A challenge, and some random stuff

I made an offhand comment on Facebook the other day about something that happens in the new Werewolf Saga book and Rick Hipson accused me of starting with teasers. That wasn’t really my plan, but … it suddenly sounded like a good idea. So, I’ve created a new Twitter account and I’ll be posting teasers from Nadia’s Children there. When? you ask. Well, not until I get 100 followers. So, you want the teasers, start following me, and tell your friends. There’s  your challenge: Get me 100 minions on Twitter.

I’m a bit miffed at one of my critique partners. Gayleen Rabakukk gave me the beginning of her new YA novel Dusty Bones a few weeks ago. Being a horrible procrastinator, I waited until the night before we were to meet again to actually read it. Well, I thought, this worked out because this is great and now I don’t have to wait for the next installment. Yeah. Well, Gayleen is attending the Vermont College of Fine Arts, where she is being mentored by none other than the super nice and talented Cynthia Leitich Smith (if you haven’t read Cynthia’s book, you’re really missing out). Anyway, after workshopping the beginning of the book, what Gayleen gave me yesterday was the same chapters, but rewritten. Grr! (I’m not really upset. I just wanted to mention Gayleen in my blog and say she’s writing a really, really interesting story that I look forward to continuing.)

Yesterday I turned down a job offer I’d been trying to get for three years. That was not easy. It was a local high school. We’re talking about five minutes from home. But I stayed with my current job, about 25 minutes from home. Why? There are a few reasons. The most tangible is that I enrolled my three youngest kids in the school district where I’m teaching because we have an excellent counselor when it comes to getting college scholarships, this district has a partnership with Oklahoma City Community College that allowed all graduates to attend OCCC for free, and I can "help" my oldest daughter choose her friends. Also, though it’s been a pretty empty title so far, I like being department chairman, and I definitely like teaching senior-level Advanced Placement (as opposed to freshmen). And, finally, because loyalty means something to me. My job isn’t perfect, but the administration there was willing to take a chance on a 39-year-old long-haired guy with an alternative certification and only one semester of substitute teaching experience. That means a lot to me. And, yeah, I like our kids.

I’ve been rereading Humphrey Carpenter’s The Inklings, a sort of biography of the literary club centered around C.S. Lewis, J.R.R. Tolkien and Charles Williams. This, Carpenter’s biography of Tolkien, and Lewis’s Surprised by Joy were almost as important to me 20-some years ago as Tolkien and Lewis’s fiction was 10 years before that. The Inklings is an excellent book if you want to know what makes a successful writers’ group.

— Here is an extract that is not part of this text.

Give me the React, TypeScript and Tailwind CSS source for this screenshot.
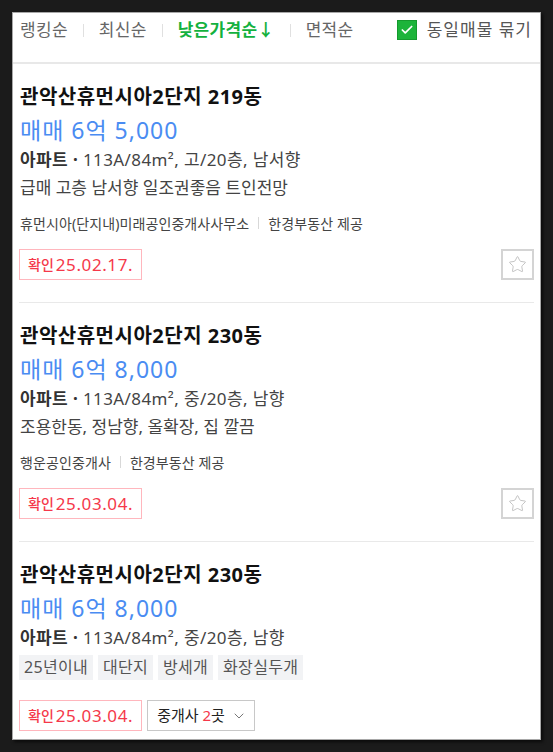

And finally, a confession. I have enjoyed Shakespeare. I know, I know, I have written before about how I dislike The Bard and don’t want to teach it. I taught Macbeth to my grade-level seniors last year and it was tolerable. I was going to teach Othello in AP, but didn’t. I decided this year to bite that bullet and teach Othello in AP, so I got a really good audiobook of it and listened to it. This audiobook features a narrator that stops the action every little bit to explain why such and such is relevant, historical events in the play, etc. Then you get the entire play uninterrupted. I have to say, I loved it. I couldn’t wait to get back to it and find out what would happen next. Okay, it’s a Shakespearean tragedy, so I kinda knew how it’d end, but there were still a couple of surprises.

2 responses to “A challenge, and some random stuff”

  1. You know, regarding Shakespeare, that’s what I always kind of felt was a big problem with literature in high school. We’re forced to read these stories because, well, they are “great”, but we didn’t really get enough of a picture of why they were great. I think that the story behind the story is often more interesting than the story itself.
    Let me rephrase that, the story itself is good, but the archaic style is often a barrier to getting the modern reader to enjoy it. By placing it in the proper historical context you can explain why the archaic style is like it is and thus, perhaps, overcome some of that modern reader ambivilance.

  2. What have I done?! I don’t wanna be a twit, but… I’ll tell ’em the wolf man made me do it!